BS – A repercussão de uma crítica no Rio e São Paulo hoje não tem o mesmo poder que teve nos anos 1950, 1960, porque naquele tempo quem escrevia nos jornais eram pessoas de renome: Sábato Magaldi, Décio Pignatari, Yan Michalski, pessoas de alto nível intelectual. Escreviam com autoridade, tanto que têm críticas publicadas em livros! Hoje você não conhece nenhum crítico de peso. Acho que Bárbara Heliodora é a última. Mas não sei se o público deixa de ir a uma peça que ela tenha malhado.
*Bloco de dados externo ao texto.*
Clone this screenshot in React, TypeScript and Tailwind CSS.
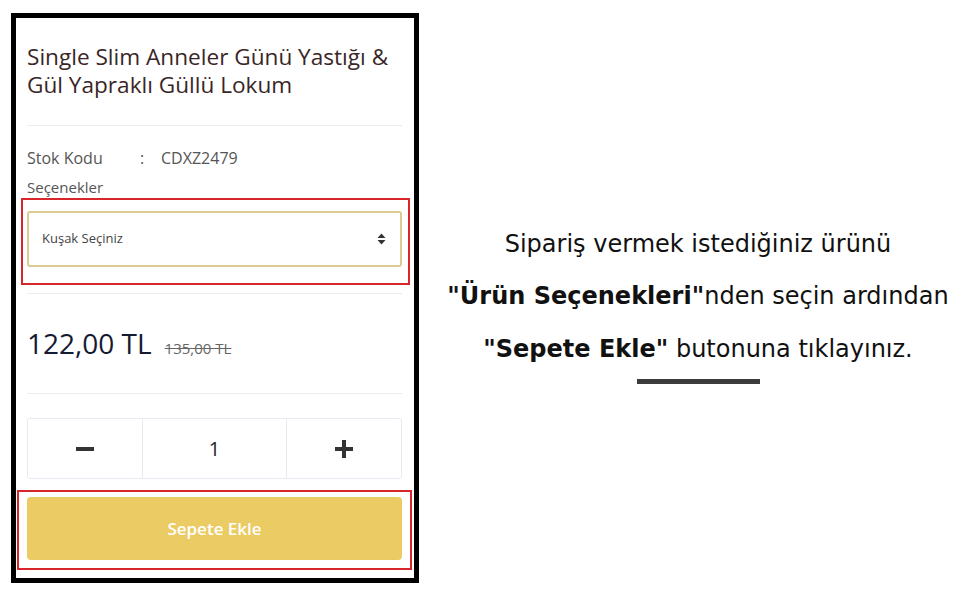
const leftFont = { fontFamily: '"Open Sans", "Noto Sans", sans-serif' };
const rightFont = { fontFamily: '"DejaVu Sans", "Noto Sans", sans-serif' };

function SortArrows() {
  return (
    <svg width="9" height="12" viewBox="0 0 9 12" className="text-[#333]">
      <path d="M4.5 0.5 L8.5 5 H0.5 Z" fill="currentColor" />
      <path d="M4.5 11.5 L8.5 7 H0.5 Z" fill="currentColor" />
    </svg>
  );
}

function ProductCard() {
  return (
    <div
      className="ml-[11px] mt-[13px] flex h-[570px] w-[408px] shrink-0 flex-col border-[5px] border-black bg-white pl-[11px] pr-[12px]"
      style={leftFont}
    >
      <h1 className="whitespace-nowrap pt-[25px] text-[22.6px] leading-[28px] text-[#3a2626]">
        Single Slim Anneler Günü Yastığı &amp;
        <br />
        Gül Yapraklı Güllü Lokum
      </h1>

      <div className="mt-[26px] h-px bg-[#ececec]" />

      <div className="mt-[21px] flex text-[16px] leading-[22px] text-[#555]">
        <span className="w-[113px]">Stok Kodu</span>
        <span className="w-[21px]">:</span>
        <span>CDXZ2479</span>
      </div>
      <div className="mt-[7px] text-[15px] leading-[22px] text-[#555]">Seçenekler</div>

      <div className="ml-[-6px] mr-[-8px] border-2 border-[#d9262b] pb-[16px] pl-[4px] pr-[6px] pt-[11px]">
        <div className="flex h-[56px] items-center justify-between rounded-[3px] border-2 border-[#dccb92] pl-[13px] pr-[14px]">
          <span className="text-[13px] text-[#444]">Kuşak Seçiniz</span>
          <SortArrows />
        </div>
      </div>

      <div className="mt-[8px] h-px bg-[#ececec]" />

      <div className="mt-[31px] flex items-baseline gap-[13px]">
        <span className="text-[28px] leading-[36px] text-[#151a33]">122,00 TL</span>
        <span className="text-[15px] text-[#666] line-through">135,00 TL</span>
      </div>

      <div className="mt-[32px] h-px bg-[#ececec]" />

      <div className="mt-[24px] flex h-[61px] rounded-[3px] border border-[#e6ebf1]">
        <button className="flex w-[115px] items-center justify-center border-r border-[#e6ebf1]">
          <span className="block h-[4px] w-[18px] bg-[#333]" />
        </button>
        <div className="flex flex-1 items-center justify-center border-r border-[#e6ebf1] text-[20px] text-[#222]">
          1
        </div>
        <button className="flex w-[114px] items-center justify-center">
          <span className="relative block h-[18px] w-[18px]">
            <span className="absolute left-0 top-[7px] h-[4px] w-[18px] bg-[#333]" />
            <span className="absolute left-[7px] top-0 h-[18px] w-[4px] bg-[#333]" />
          </span>
        </button>
      </div>

      <div className="ml-[-10px] mr-[-10px] mt-[11px] border-2 border-[#d9262b] pb-[8px] pl-[8px] pr-[8px] pt-[5px]">
        <button className="flex h-[63px] w-full items-center justify-center rounded-[4px] bg-[#ebcb63] text-[17px] font-semibold text-white">
          Sepete Ekle
        </button>
      </div>
    </div>
  );
}

export default function App() {
  return (
    <div className="flex h-[594px] w-[960px] overflow-hidden bg-white">
      <ProductCard />
      <div
        className="flex flex-1 flex-col items-center pl-[17px] pt-[226px] text-[24px] text-[#111]"
        style={rightFont}
      >
        <p className="whitespace-nowrap leading-[36px]">Sipariş vermek istediğiniz ürünü</p>
        <p className="mt-[16px] whitespace-nowrap leading-[36px]">
          <b>"Ürün Seçenekleri"</b>nden seçin ardından
        </p>
        <p className="mt-[17px] whitespace-nowrap leading-[36px]">
          <b>"Sepete Ekle"</b> butonuna tıklayınız.
        </p>
        <div className="mt-[12px] h-[5px] w-[123px] bg-[#3b3b3b]" />
      </div>
    </div>
  );
}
Antigamente deixava.
Samária – Você vai aos shows que vêm para Parnaíba?
BS – Fui pro show do Leonardo e só. Era tanta estrutura! Não vou porque aqui só vem axé e banda de forró. O último cantor que veio foi o Geraldo Azevedo. Eu dirigi ele no Recife, mas nem fui ao show aqui da Parnaíba.
André – Você escreve, dirige, produziu espetáculos de teatro, música, tem uma formação intelectual… Blanchot dizia que o escritor escreve para não morrer; e você faz isso tudo para que?
BS – Sobreviver! Tudo o que eu fiz foi para ganhar dinheiro, em todas as áreas. Nunca tive grupo amador, tudo foi profissional, para ganhar dinheiro.
***
Terminada a entrevista, tínhamos conhecido o segundo Benjamim Santos: inteligente, menos desconfiado, mais alegre. Com a intimidade recém-adquirida já nos arriscamos a duvidar de nosso entrevistado: não acreditamos que ele viveu aquilo tudo “por dinheiro”, como afirma.
Passamos para a primeira sessão de fotos e ali se revela mais um Benjamim em nossa frente: performático, desinibido. Ele se desdobra em frente à câmera e desafia: “Vocês não sabem com quem estão mexendo!”.
À noite encontramos Benjamim mais uma vez. Mais um Benjamim. Ainda mais solto, divertido. Depois de uma cervejinha nos convida a jogar porrinha. Nos sentimos nos botecos cariocas dos anos 1960. Perdemos todas as partidas. E, quando ele não jogava, antecipava os resultados dos que se arriscavam. Era o mais jovem ali àquela noite. A nós restava dizer uma coisa: merda, Benjamim!